4. Weighted Round Robin / Least Connections

You assign a "weight" to servers. A server with 64GB of RAM might get a weight of 5, while a 16GB server gets a weight of 1.

  • Best for: Heterogeneous networks with a mix of old and new hardware.

Network Layer Load Balancing: Layer 4 vs. Layer 7

Understanding where in the OSI model your balancer operates is crucial for system design.

Layer 4 (Transport Layer)

  • Basis: Routes based on IP address and TCP/UDP ports.

  • Efficiency: Very fast because it doesn't "look" inside the data packet.

  • Downside: It cannot make decisions based on what is in the request (e.g., it can't tell the difference between a request for an image and a request for a video).

Layer 7 (Application Layer)

  • Basis: Routes based on HTTP headers, Cookies, and URL paths (e.g., /api vs /images).

  • Efficiency: More CPU-intensive but much smarter.

  • Use Case: Ideal for Microservices architectures, where different servers handle different parts of the website.

Advanced Features to Know

  • Health Checks: Periodic "pings" to ensure servers are alive. If a server fails to respond, the balancer "blacklists" it until it recovers.

  • SSL Termination: The load balancer decrypts incoming HTTPS traffic, saving the backend servers from the heavy computational task of encryption.
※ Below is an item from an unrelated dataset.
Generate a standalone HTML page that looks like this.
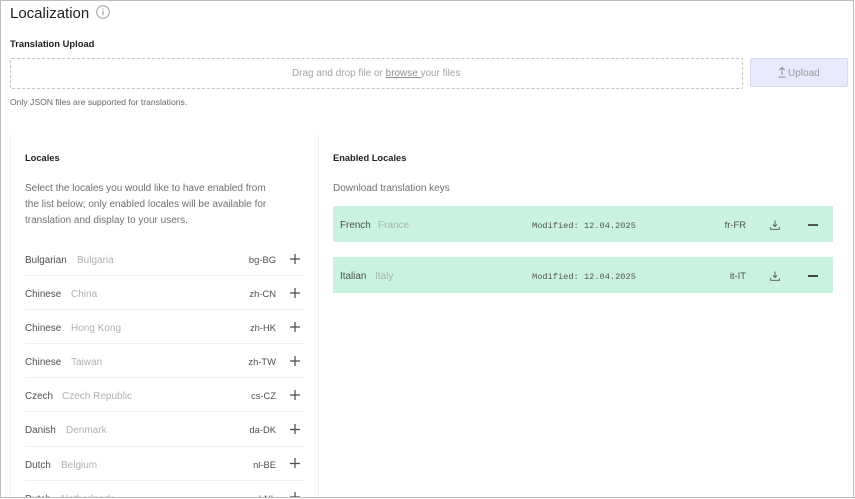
<!DOCTYPE html>
<html><head><meta charset="utf-8">
<style>
html,body{margin:0;padding:0;background:#fff}
#p{position:relative;width:855px;height:499px;overflow:hidden;background:#fff;font-family:"Liberation Sans",sans-serif;color:#555}
.a{position:absolute;white-space:nowrap;line-height:14px}
.s{font-size:9.9px;color:#4f4f4f;margin-top:2px}
.g{font-size:10px;color:#b0b0b0;margin-top:2px}
.c{font-size:9.4px;color:#4f4f4f;text-align:right;width:60px;margin-top:1px}
.l{position:absolute;left:25px;width:279px;height:1px;background:#efefef}
.b{font-size:9.4px;font-weight:bold;color:#222}
.m{font-family:"Liberation Mono",monospace;font-size:8.67px;color:#555;margin-top:1px}
svg{position:absolute;overflow:visible}
</style></head><body><div id="p">
<div style="position:absolute;left:0;top:0;width:852px;height:496px;border:1px solid #bdbdbd"></div>

<div class="a" style="left:10px;top:5px;font-size:15px;line-height:18px;color:#222">Localization</div>
<svg style="left:96px;top:5px" width="14" height="14" viewBox="0 0 14 14" fill="none" stroke="#9a9a9a"><circle cx="7" cy="7" r="6.300"/><path d="M7 6v4.300M7 3.600v1.200" stroke-width="1.100"/></svg>

<div class="a b" style="left:10px;top:37px">Translation Upload</div>
<div style="position:absolute;left:10px;top:58px;width:731px;height:29px;border:1px dashed #c4c4c4;border-radius:2px"></div>
<div class="a" style="left:292px;top:67px;font-size:9.900px;color:#a3a3a3;letter-spacing:.04px">Drag and drop file or <span style="text-decoration:underline;color:#8c8c8c">browse </span>your files</div>
<div style="position:absolute;left:750px;top:58px;width:96px;height:27px;background:#e7e9fc;border:1px solid #d6d9f4;border-radius:2px"></div>
<svg style="left:776.500px;top:66px" width="10" height="12" viewBox="0 0 10 12" fill="none" stroke="#8d8d8d"><path d="M5 9V1.500M2.200 4.200 5 1.400l2.800 2.800M1.500 11h7"/></svg>
<div class="a" style="left:788px;top:66.500px;font-size:10px;color:#9a9a9a">Upload</div>
<div class="a" style="left:10px;top:95px;font-size:8.600px;color:#666">Only JSON files are supported for translations.</div>

<div style="position:absolute;left:10px;top:135px;width:1px;height:364px;background:#f2f2f2"></div>
<div style="position:absolute;left:318px;top:135px;width:1px;height:364px;background:#f0f0f0"></div>

<div class="a b" style="left:25px;top:151px;font-size:9.300px">Locales</div>
<div class="a" style="left:25px;top:180.500px;font-size:10px;line-height:16px;color:#707070">Select the locales you would like to have enabled from<br>the list below; only enabled locales will be available for<br>translation and display to your users.</div>

<div class="a s" style="left:25px;top:252px">Bulgarian</div><div class="a g" style="left:77px;top:252px">Bulgaria</div><div class="a c" style="left:216px;top:252px">bg-BG</div>
<div class="l" style="top:275px"></div>
<div class="a s" style="left:25px;top:286px">Chinese</div><div class="a g" style="left:71px;top:286px">China</div><div class="a c" style="left:216px;top:286px">zh-CN</div>
<div class="l" style="top:309px"></div>
<div class="a s" style="left:25px;top:320px">Chinese</div><div class="a g" style="left:71px;top:320px">Hong Kong</div><div class="a c" style="left:216px;top:320px">zh-HK</div>
<div class="l" style="top:343px"></div>
<div class="a s" style="left:25px;top:354px">Chinese</div><div class="a g" style="left:71px;top:354px">Taiwan</div><div class="a c" style="left:216px;top:354px">zh-TW</div>
<div class="l" style="top:377px"></div>
<div class="a s" style="left:25px;top:388px">Czech</div><div class="a g" style="left:62px;top:388px">Czech Republic</div><div class="a c" style="left:216px;top:388px">cs-CZ</div>
<div class="l" style="top:411px"></div>
<div class="a s" style="left:25px;top:422px">Danish</div><div class="a g" style="left:66px;top:422px">Denmark</div><div class="a c" style="left:216px;top:422px">da-DK</div>
<div class="l" style="top:446px"></div>
<div class="a s" style="left:25px;top:457px">Dutch</div><div class="a g" style="left:61px;top:457px">Belgium</div><div class="a c" style="left:216px;top:457px">nl-BE</div>
<div class="l" style="top:480px"></div>
<div class="a s" style="left:25px;top:491px">Dutch</div><div class="a g" style="left:61px;top:491px">Netherlands</div><div class="a c" style="left:216px;top:491px">nl-NL</div>

<svg style="left:290px;top:254px" width="10" height="240" viewBox="0 0 10 240" fill="none" stroke="#4a4a4a" stroke-width="1.200"><path d="M0 5h10M5 0v10M0 39h10M5 34v10M0 73h10M5 68v10M0 107h10M5 102v10M0 141h10M5 136v10M0 175.500h10M5 170v10M0 209.500h10M5 204v10M0 243h10M5 238v10"/></svg>

<div style="position:absolute;left:0;top:497px;width:855px;height:2px;background:#fff;border-top:1px solid #bdbdbd;box-sizing:border-box"></div>

<div class="a b" style="left:333px;top:151px;font-size:9.300px">Enabled Locales</div>
<div class="a" style="left:333px;top:181.500px;font-size:10px;color:#707070">Download translation keys</div>

<div style="position:absolute;left:333px;top:206px;width:500px;height:36px;background:#c9f3e0"></div>
<div style="position:absolute;left:333px;top:257px;width:500px;height:35.500px;background:#c9f3e0"></div>

<div class="a s" style="left:340px;top:217px">French</div><div class="a" style="left:378px;top:219px;font-size:10px;color:#a5b3ac">France</div>
<div class="a m" style="left:532px;top:218px">Modified: 12.04.2025</div>
<div class="a c" style="left:686px;top:217px">fr-FR</div>
<svg style="left:770px;top:220px" width="10" height="10" viewBox="0 0 10 10" fill="none" stroke="#555" stroke-width=".9"><path d="M5 .5v5.800M3 4.500 5 6.500l2-2M.7 7v2.300h8.600V7"/></svg>
<div style="position:absolute;left:808px;top:224px;width:10px;height:1.500px;background:#555"></div>

<div class="a s" style="left:340px;top:268px">Italian</div><div class="a" style="left:375px;top:270px;font-size:10px;color:#a5b3ac">Italy</div>
<div class="a m" style="left:532px;top:269px">Modified: 12.04.2025</div>
<div class="a c" style="left:686px;top:268px">it-IT</div>
<svg style="left:770px;top:271px" width="10" height="10" viewBox="0 0 10 10" fill="none" stroke="#555" stroke-width=".9"><path d="M5 .5v5.800M3 4.500 5 6.500l2-2M.7 7v2.300h8.600V7"/></svg>
<div style="position:absolute;left:808px;top:275px;width:10px;height:1.500px;background:#444"></div>
</div></body></html>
  • Session Stickiness (Affinity): Using cookies to ensure a user interacts with the same server for the duration of their session.

Conclusion

Load balancing is the backbone of the modern internet. It transforms a collection of individual servers into a cohesive, high-performance machine. Whether you are a developer building your first API or a DevOps engineer managing a global fleet, mastering load balancing is the key to building resilient, world-class applications.

Are you ready to scale? Start by exploring tools like Nginx for local development or AWS ELB for your next cloud project. Understanding these fundamentals will not only help you pass technical interviews but will also enable you to build systems that never sleep.